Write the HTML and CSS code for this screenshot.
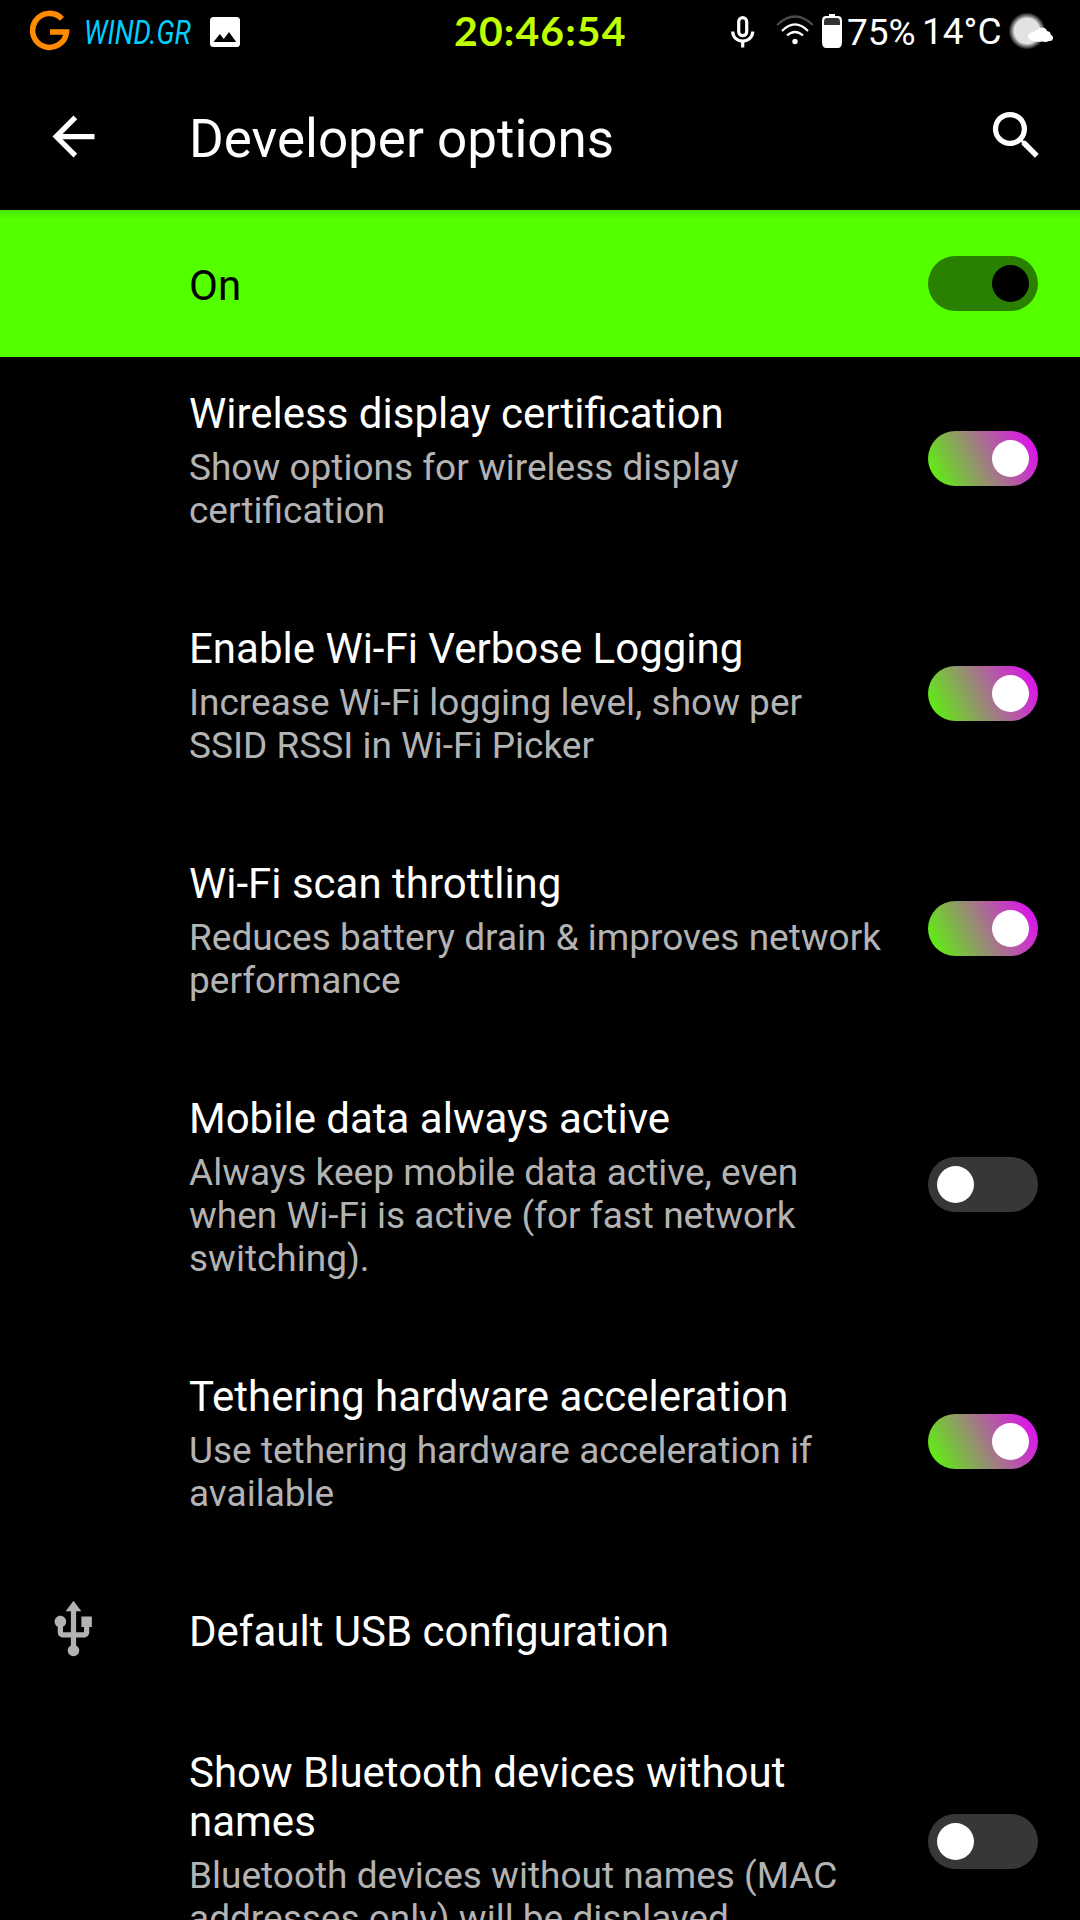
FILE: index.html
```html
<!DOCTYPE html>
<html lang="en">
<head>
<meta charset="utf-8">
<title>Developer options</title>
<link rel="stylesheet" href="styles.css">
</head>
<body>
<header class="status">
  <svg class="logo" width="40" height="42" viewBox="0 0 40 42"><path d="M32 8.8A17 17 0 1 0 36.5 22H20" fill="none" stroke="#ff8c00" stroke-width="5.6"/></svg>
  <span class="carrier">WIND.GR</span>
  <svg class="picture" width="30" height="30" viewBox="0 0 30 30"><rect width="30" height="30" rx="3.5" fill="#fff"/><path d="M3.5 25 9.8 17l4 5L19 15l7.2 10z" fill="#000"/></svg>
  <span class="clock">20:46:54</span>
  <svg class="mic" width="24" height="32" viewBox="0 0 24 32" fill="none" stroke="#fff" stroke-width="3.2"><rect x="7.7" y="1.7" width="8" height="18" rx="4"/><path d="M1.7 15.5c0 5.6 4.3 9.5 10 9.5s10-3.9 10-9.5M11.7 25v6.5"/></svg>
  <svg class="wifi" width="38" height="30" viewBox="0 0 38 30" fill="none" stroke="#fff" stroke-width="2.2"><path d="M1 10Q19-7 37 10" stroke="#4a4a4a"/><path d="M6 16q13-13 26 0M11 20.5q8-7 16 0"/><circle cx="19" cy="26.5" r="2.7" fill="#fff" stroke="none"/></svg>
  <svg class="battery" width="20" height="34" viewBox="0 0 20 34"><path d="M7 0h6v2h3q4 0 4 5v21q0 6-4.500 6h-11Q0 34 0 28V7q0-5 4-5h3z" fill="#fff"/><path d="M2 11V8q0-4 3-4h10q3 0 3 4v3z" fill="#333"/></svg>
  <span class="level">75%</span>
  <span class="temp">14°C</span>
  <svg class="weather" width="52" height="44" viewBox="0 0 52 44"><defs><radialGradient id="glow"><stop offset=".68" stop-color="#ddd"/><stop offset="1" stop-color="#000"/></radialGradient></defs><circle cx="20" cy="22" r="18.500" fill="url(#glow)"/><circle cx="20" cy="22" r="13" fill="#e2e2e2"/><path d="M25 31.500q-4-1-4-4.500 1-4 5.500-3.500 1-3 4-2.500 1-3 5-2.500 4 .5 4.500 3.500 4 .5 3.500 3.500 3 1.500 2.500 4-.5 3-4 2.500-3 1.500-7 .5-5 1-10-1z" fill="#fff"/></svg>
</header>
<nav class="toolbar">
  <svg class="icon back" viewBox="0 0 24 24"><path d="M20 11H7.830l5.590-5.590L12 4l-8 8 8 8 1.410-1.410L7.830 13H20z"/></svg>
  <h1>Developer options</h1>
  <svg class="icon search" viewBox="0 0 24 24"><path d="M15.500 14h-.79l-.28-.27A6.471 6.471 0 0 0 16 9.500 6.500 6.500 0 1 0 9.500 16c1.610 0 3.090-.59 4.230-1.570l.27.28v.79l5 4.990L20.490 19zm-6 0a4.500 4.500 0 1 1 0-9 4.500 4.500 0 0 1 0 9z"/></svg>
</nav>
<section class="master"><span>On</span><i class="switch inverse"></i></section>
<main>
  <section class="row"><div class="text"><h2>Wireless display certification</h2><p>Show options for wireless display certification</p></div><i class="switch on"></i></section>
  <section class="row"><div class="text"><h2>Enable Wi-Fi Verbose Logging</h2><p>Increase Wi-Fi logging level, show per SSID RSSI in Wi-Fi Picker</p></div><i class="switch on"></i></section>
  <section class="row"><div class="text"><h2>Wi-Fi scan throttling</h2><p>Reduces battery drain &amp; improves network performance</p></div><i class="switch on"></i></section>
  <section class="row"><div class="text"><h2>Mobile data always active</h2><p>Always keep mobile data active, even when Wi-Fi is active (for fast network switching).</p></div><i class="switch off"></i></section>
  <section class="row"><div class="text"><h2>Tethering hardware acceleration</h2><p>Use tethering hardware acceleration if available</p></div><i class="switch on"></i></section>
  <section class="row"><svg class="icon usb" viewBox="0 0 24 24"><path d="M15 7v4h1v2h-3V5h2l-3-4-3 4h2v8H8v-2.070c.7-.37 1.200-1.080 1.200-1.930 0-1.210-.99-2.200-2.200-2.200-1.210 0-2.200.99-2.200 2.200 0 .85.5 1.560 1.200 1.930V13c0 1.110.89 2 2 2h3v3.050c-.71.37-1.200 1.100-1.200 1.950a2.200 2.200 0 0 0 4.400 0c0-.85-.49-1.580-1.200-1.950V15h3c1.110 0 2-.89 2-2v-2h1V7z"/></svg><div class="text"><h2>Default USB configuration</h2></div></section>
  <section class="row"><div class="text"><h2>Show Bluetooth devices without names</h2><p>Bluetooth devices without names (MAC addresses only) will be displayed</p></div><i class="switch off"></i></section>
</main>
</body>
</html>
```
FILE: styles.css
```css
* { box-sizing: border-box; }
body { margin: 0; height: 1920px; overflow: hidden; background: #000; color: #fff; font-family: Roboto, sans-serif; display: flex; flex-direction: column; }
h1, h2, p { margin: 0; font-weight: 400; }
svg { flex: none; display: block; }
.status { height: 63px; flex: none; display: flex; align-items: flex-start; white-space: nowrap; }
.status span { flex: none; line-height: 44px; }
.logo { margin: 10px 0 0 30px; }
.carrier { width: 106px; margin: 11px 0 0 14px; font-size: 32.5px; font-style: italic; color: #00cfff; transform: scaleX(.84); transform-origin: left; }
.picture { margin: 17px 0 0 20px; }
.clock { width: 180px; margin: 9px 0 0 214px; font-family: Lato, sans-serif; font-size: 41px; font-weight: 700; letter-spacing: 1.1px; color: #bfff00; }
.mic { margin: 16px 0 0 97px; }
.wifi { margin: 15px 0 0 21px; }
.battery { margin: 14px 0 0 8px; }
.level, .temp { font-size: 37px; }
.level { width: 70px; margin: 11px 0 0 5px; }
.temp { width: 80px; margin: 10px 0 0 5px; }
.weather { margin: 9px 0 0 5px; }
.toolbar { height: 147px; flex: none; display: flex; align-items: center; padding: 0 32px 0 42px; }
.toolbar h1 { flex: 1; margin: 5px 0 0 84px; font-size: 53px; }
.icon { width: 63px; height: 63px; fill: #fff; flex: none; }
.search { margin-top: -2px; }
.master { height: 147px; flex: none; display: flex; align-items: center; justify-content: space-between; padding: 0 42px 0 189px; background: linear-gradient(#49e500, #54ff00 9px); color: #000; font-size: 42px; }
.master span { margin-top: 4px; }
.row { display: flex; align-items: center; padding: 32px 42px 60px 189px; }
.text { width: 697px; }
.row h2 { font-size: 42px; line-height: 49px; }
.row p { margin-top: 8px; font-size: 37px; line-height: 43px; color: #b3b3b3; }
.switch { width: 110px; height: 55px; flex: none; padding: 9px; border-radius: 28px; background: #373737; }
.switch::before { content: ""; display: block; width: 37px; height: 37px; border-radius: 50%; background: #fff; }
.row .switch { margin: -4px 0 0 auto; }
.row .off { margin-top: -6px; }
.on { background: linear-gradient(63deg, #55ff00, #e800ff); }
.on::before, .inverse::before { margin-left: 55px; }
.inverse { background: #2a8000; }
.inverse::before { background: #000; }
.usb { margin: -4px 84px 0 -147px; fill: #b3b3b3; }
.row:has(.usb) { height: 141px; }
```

□ □ □

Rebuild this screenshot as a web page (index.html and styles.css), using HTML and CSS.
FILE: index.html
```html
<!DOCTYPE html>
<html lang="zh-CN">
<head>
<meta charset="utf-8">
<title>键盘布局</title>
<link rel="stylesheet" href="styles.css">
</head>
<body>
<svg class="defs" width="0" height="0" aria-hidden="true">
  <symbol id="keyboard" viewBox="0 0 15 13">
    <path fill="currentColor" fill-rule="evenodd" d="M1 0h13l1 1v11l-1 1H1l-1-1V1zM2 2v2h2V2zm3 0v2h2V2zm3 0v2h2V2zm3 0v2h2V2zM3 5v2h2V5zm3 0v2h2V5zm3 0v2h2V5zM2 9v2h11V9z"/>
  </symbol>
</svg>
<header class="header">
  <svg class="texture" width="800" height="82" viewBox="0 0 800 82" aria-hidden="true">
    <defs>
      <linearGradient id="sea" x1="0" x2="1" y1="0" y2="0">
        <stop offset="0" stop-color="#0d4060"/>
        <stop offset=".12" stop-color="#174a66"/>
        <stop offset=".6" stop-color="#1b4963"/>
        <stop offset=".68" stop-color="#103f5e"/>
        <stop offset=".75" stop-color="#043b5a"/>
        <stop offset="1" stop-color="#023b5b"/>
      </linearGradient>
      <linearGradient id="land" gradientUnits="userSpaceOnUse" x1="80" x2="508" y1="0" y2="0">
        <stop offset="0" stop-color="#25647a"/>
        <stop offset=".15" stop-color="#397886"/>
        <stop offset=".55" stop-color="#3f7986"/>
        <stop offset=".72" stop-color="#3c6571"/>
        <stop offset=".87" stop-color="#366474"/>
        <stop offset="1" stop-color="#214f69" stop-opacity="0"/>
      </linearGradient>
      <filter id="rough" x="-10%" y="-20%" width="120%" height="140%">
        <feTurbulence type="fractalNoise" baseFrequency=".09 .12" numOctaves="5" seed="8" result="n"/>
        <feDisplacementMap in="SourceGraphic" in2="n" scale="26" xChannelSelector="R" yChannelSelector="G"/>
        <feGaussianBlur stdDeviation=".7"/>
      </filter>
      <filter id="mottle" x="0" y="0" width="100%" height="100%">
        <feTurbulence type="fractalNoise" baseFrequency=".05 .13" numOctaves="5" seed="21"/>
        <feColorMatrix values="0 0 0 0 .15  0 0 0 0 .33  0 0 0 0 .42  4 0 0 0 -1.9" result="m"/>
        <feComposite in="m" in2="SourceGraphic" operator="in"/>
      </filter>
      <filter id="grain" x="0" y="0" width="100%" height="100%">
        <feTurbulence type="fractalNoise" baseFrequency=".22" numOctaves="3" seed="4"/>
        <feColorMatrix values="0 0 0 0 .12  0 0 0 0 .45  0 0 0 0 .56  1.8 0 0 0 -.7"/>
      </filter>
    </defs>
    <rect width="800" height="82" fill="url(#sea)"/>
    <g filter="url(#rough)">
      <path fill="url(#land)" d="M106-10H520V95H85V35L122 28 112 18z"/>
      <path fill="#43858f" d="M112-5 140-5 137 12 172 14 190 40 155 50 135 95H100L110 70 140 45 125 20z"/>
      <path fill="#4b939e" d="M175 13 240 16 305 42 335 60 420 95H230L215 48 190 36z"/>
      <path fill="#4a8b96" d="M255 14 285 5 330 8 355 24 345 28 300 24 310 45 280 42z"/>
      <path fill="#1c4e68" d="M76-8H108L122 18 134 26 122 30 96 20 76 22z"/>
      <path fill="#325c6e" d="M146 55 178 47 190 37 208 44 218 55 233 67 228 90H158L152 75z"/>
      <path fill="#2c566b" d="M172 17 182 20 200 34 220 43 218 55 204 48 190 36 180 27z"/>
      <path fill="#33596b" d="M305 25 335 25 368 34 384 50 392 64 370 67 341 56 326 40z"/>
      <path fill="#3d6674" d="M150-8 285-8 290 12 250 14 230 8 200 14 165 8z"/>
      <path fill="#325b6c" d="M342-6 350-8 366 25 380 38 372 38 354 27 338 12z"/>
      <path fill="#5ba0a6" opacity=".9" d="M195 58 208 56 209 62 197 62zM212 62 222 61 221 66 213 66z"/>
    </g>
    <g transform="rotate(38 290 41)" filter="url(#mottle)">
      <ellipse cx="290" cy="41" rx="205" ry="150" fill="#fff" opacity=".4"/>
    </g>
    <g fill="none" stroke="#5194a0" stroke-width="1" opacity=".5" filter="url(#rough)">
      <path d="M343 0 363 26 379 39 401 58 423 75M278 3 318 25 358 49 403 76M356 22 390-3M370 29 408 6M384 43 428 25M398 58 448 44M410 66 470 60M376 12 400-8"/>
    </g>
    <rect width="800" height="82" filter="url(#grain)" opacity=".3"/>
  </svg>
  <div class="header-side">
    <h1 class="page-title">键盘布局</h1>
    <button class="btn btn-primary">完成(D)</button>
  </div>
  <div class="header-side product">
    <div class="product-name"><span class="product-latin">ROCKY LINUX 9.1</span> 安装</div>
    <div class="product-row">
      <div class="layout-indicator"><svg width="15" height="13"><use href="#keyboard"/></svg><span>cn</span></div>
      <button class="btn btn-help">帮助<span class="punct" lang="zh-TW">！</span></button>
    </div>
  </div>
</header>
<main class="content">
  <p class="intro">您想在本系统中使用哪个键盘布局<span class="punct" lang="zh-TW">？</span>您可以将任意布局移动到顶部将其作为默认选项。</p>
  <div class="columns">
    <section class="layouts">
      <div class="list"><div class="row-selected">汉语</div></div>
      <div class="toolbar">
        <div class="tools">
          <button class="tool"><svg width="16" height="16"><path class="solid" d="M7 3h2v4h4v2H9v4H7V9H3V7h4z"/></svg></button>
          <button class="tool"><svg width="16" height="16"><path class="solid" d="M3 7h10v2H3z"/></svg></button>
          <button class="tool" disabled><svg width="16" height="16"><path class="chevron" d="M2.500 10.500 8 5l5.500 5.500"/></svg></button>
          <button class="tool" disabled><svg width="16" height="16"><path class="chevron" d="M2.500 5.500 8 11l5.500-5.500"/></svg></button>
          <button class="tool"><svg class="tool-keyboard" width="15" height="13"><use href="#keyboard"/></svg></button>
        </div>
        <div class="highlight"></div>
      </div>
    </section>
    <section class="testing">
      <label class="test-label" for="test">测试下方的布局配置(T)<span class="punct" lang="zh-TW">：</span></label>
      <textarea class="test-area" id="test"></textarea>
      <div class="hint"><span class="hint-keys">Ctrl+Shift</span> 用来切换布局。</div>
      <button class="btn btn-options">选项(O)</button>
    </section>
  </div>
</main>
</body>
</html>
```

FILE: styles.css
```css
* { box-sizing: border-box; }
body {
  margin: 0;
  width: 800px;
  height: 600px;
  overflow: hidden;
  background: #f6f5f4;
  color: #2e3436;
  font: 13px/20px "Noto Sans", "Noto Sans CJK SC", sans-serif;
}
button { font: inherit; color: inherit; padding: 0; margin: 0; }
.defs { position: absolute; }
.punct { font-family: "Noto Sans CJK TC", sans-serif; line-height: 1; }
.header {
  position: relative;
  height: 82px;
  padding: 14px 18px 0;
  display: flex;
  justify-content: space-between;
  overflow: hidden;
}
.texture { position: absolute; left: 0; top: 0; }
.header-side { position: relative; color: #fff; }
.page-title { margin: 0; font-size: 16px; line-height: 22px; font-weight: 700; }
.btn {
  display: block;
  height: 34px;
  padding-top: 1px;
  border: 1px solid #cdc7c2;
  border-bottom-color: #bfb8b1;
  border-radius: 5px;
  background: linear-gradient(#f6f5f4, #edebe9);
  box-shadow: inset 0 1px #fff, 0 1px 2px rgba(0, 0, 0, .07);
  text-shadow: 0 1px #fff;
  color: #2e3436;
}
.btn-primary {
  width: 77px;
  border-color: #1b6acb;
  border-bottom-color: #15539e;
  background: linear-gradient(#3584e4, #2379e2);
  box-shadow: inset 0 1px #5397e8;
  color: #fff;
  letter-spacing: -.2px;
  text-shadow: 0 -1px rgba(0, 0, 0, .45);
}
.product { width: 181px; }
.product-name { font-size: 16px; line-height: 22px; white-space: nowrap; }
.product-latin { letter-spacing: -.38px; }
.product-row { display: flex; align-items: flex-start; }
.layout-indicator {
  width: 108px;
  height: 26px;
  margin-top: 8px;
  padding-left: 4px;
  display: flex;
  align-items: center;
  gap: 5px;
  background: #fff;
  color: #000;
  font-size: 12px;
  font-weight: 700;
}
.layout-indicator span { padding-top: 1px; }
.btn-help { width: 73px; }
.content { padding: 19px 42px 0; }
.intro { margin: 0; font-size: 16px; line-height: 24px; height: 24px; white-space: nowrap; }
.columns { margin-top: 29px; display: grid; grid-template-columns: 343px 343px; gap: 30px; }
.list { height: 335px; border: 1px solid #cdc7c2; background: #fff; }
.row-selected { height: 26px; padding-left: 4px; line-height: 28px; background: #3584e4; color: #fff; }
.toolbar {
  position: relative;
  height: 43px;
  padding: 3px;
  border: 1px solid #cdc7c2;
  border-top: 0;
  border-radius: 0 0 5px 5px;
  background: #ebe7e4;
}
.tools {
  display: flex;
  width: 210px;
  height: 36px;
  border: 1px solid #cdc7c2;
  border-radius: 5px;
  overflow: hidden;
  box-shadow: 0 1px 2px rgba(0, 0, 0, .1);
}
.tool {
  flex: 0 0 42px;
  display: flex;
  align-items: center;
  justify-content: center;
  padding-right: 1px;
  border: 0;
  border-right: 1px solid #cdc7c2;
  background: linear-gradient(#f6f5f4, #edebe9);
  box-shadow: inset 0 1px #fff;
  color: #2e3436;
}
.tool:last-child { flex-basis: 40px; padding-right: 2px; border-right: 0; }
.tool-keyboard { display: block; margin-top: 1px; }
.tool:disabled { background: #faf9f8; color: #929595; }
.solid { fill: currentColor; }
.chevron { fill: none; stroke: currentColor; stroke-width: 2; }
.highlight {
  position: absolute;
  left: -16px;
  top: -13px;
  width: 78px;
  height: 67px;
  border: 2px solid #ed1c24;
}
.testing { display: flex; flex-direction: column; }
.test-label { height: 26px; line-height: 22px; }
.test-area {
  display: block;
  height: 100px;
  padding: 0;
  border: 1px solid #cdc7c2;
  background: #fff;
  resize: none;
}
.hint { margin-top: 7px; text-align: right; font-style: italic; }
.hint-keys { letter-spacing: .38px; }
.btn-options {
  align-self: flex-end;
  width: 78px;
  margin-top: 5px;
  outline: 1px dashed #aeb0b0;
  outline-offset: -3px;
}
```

□ □ □

Copy out each line of the records where the string "page" appears.

### Answer to the exercise
Rebuild this screenshot as a web page (index.html and styles.css), using HTML and CSS.
    <h1 class="page-title">键盘布局</h1>
.page-title { margin: 0; font-size: 16px; line-height: 22px; font-weight: 700; }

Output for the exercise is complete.